The next day, Wynn Resorts shares fell further, ending up for some time in the neighborhood of $12.
/> A week later, Wynn held the formal groundbreaking for Le Reve, where an all-star cast of politicians and Wynn’s backers—and the first Wynn granddaughter—lined up on the dusty site for the shovel-in-hand photographs and speeches. “Steve, you’re competing with yourself, which we all know will be very very difficult to do,” said U.S. Senator John Ensign. He followed U.S. Senator Harry Reid at a Lucite podium before a black backdrop bearing the Le Reve logo.
“It took longer than we thought, but here we are,” said Elaine Wynn, in a black suit over a white blouse whose Louis XIV ruffles enveloped her neck and hands. “Two and a half years ago, my husband bought me a very special birthday present,” she said cutely. “The Desert Inn. It’s kind of like getting a Black & Decker drill.

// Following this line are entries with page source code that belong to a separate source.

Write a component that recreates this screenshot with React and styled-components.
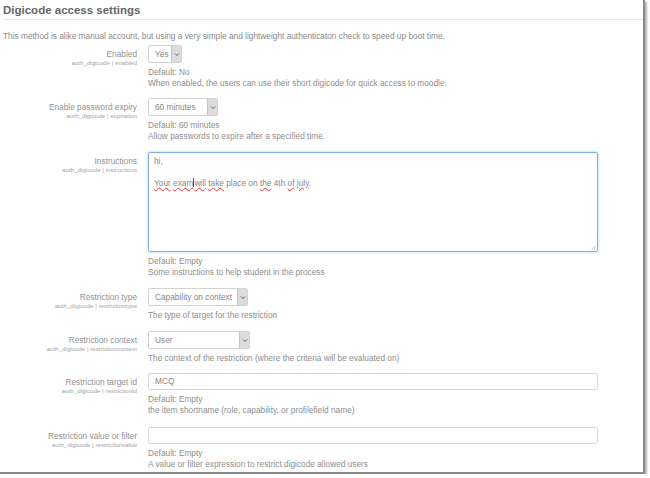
import React from "react";
import styled, { createGlobalStyle } from "styled-components";

const Global = createGlobalStyle`
  html, body {
    margin: 0;
    padding: 0;
    background: #ffffff;
  }
  body {
    font-family: "Liberation Sans", Arial, sans-serif;
    -webkit-font-smoothing: antialiased;
  }
`;

const Frame = styled.div`
  width: 645px;
  height: 474px;
  background: #fff;
  border-right: 2px solid #8a8a8a;
  border-bottom: 2px solid #8a8a8a;
  box-shadow: 2px 2px 2px rgba(0, 0, 0, 0.3);
  overflow: hidden;
  box-sizing: border-box;
  padding: 0 3px;
`;

const Title = styled.h2`
  margin: 0;
  padding-top: 3px;
  height: 15px;
  font-size: 11.5px;
  font-weight: bold;
  color: #666;
  line-height: 15px;
`;

const Rule = styled.div`
  height: 1px;
  background: #e6e6e6;
  margin-top: 1px;
  margin-right: -3px;
`;

const Intro = styled.p`
  margin: 11px 0 0;
  font-size: 8.3px;
  line-height: 11px;
  color: #8a8a8a;
`;

const Form = styled.div`
  margin-top: 3px;
  display: flex;
  flex-direction: column;
`;

const Row = styled.div`
  display: grid;
  grid-template-columns: 134px 1fr;
  column-gap: 11px;
  margin-bottom: ${(p) => p.$gap || 9}px;
`;

const LabelCol = styled.div`
  text-align: right;
  padding-top: 4px;
`;

const Label = styled.div`
  font-size: 8.3px;
  line-height: 10px;
  color: #929292;
`;

const Key = styled.div`
  font-size: 6.2px;
  line-height: 8px;
  color: #a4a4a4;
`;

const Field = styled.div`
  display: flex;
  flex-direction: column;
  align-items: flex-start;
`;

const SelectBox = styled.div`
  width: ${(p) => p.$w}px;
  height: 18px;
  box-sizing: border-box;
  border: 1px solid #d2d2d2;
  border-radius: 2px;
  display: flex;
  align-items: stretch;
  background: #fff;
`;

const SelectText = styled.div`
  flex: 1;
  font-size: 8.3px;
  line-height: 16px;
  padding-left: 6px;
  color: #888;
  white-space: nowrap;
  overflow: hidden;
`;

const Arrow = styled.div`
  width: 9px;
  background: #dcdcdc;
  border-left: 1px solid #c2c2c2;
  display: flex;
  align-items: center;
  justify-content: center;
`;

const Input = styled.div`
  width: 450px;
  height: 17px;
  box-sizing: border-box;
  border: 1px solid #d8d8d8;
  border-radius: 2px;
  font-size: 8.3px;
  line-height: 15px;
  padding-left: 6px;
  color: #888;
`;

const TextBox = styled.div`
  position: relative;
  width: 450px;
  height: 100px;
  box-sizing: border-box;
  border: 1px solid #7fb0e0;
  border-radius: 2px;
  box-shadow: 0 0 3px rgba(102, 160, 225, 0.6);
  padding: 3px 5px;
  font-size: 8.3px;
  line-height: 11px;
  color: #888;
`;

const Spell = styled.span`
  text-decoration: underline wavy #e33;
  text-decoration-thickness: 1px;
  text-underline-offset: 1px;
`;

const Caret = styled.span`
  display: inline-block;
  width: 0;
  height: 9px;
  border-left: 1px solid #555;
  vertical-align: -1px;
`;

const Grip = styled.svg`
  position: absolute;
  right: 1px;
  bottom: 1px;
`;

const Help = styled.div`
  margin-top: 4px;
  font-size: 8.3px;
  line-height: 11px;
  color: #8e8e8e;
`;

const Chevron = () => (
  <svg width="6" height="5" viewBox="0 0 6 5">
    <path d="M1 1.5 L3 3.5 L5 1.5" fill="none" stroke="#666" strokeWidth="1" />
  </svg>
);

const Select = ({ value, width }) => (
  <SelectBox $w={width}>
    <SelectText>{value}</SelectText>
    <Arrow>
      <Chevron />
    </Arrow>
  </SelectBox>
);

const Setting = ({ label, name, gap, children, help }) => (
  <Row $gap={gap}>
    <LabelCol>
      <Label>{label}</Label>
      <Key>auth_digicode | {name}</Key>
    </LabelCol>
    <Field>
      {children}
      <Help>
        {help.map((h) => (
          <div key={h}>{h}</div>
        ))}
      </Help>
    </Field>
  </Row>
);

export default function App() {
  return (
    <>
      <Global />
      <Frame>
        <Title>Digicode access settings</Title>
        <Rule />
        <Intro>
          This method is alike manual account, but using a very simple and lightweight
          authenticaton check to speed up boot time.
        </Intro>
        <Form>
          <Setting
            label="Enabled"
            name="enabled"
            gap={9}
            help={["Default: No", "When enabled, the users can use their short digicode for quick access to moodle."]}
          >
            <Select value="Yes" width={34} />
          </Setting>
          <Setting
            label="Enable password expiry"
            name="expiration"
            gap={10}
            help={["Default: 60 minutes", "Allow passwords to expire after a specified time."]}
          >
            <Select value="60 minutes" width={70} />
          </Setting>
          <Setting
            label="Instructions"
            name="instructions"
            gap={10}
            help={["Default: Empty", "Some instructions to help student in the process"]}
          >
            <TextBox>
              <div>hi,</div>
              <div>&nbsp;</div>
              <div>
                <Spell>Your</Spell> <Spell>exam</Spell>
                <Caret />
                <Spell>will</Spell> <Spell>take</Spell> place on <Spell>the</Spell> 4th{" "}
                <Spell>of</Spell> <Spell>july</Spell>.
              </div>
              <Grip width="5" height="5" viewBox="0 0 5 5">
                <path d="M4.5 0.5 L0.5 4.5 M4.5 2.5 L2.5 4.5" stroke="#aaa" strokeWidth="0.7" />
              </Grip>
            </TextBox>
          </Setting>
          <Setting
            label="Restriction type"
            name="restrictiontype"
            gap={10}
            help={["The type of target for the restriction"]}
          >
            <Select value="Capability on context" width={100} />
          </Setting>
          <Setting
            label="Restriction context"
            name="restrictioncontext"
            gap={9}
            help={["The context of the restriction (where the criteria will be evaluated on)"]}
          >
            <Select value="User" width={102} />
          </Setting>
          <Setting
            label="Restriction target id"
            name="restrictionid"
            gap={11}
            help={["Default: Empty", "the item shortname (role, capability, or profilefield name)"]}
          >
            <Input>MCQ</Input>
          </Setting>
          <Setting
            label="Restriction value or filter"
            name="restrictionvalue"
            gap={0}
            help={["Default: Empty", "A value or filter expression to restrict digicode allowed users"]}
          >
            <Input />
          </Setting>
        </Form>
      </Frame>
    </>
  );
}
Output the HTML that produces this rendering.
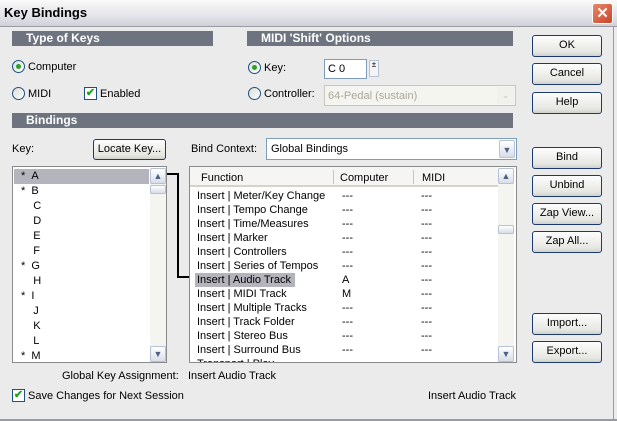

You know it’s a great thing to have, but you’re not sure what to do with it. Steve really wanted to play with it. I had been taught by my parents to share my toys.”
When it was his turn to address the crowd, Wynn took a moment to thank Kirk Kerkorian for the chance to buy the Desert Inn. “I’m a homeboy. Always gonna be a homeboy in Las Vegas—that’s the way it is,” said the man born in Connecticut and raised in Utica, New York. “Can you feel the ghosts of Moe Dalitz and Howard Hughes?” he asked with a grin.
Then he launched a round of fireworks.
Later, Elaine gave a sigh of relief that the new project was officially under way. “This is for keepies now,” she said.
Wynn called Kerkorian the day after the groundbreaking and pretended to ask his advice. “What do I do? I never did an IPO,” he says he teased.
Once again, Wynn set off an arms race in Las Vegas.
Call it the Wynn effect: bigger suites, electric drapes, plasma televisions, and private high-roller gambling salons. Bellagio, Mandalay Bay, and the Venetian were suddenly erecting $825 million in super-luxury hotel towers and other improvements. MGM Mirage was goaded into locking up 603 management-level employees with long contracts—particularly its valuably connected casino hosts.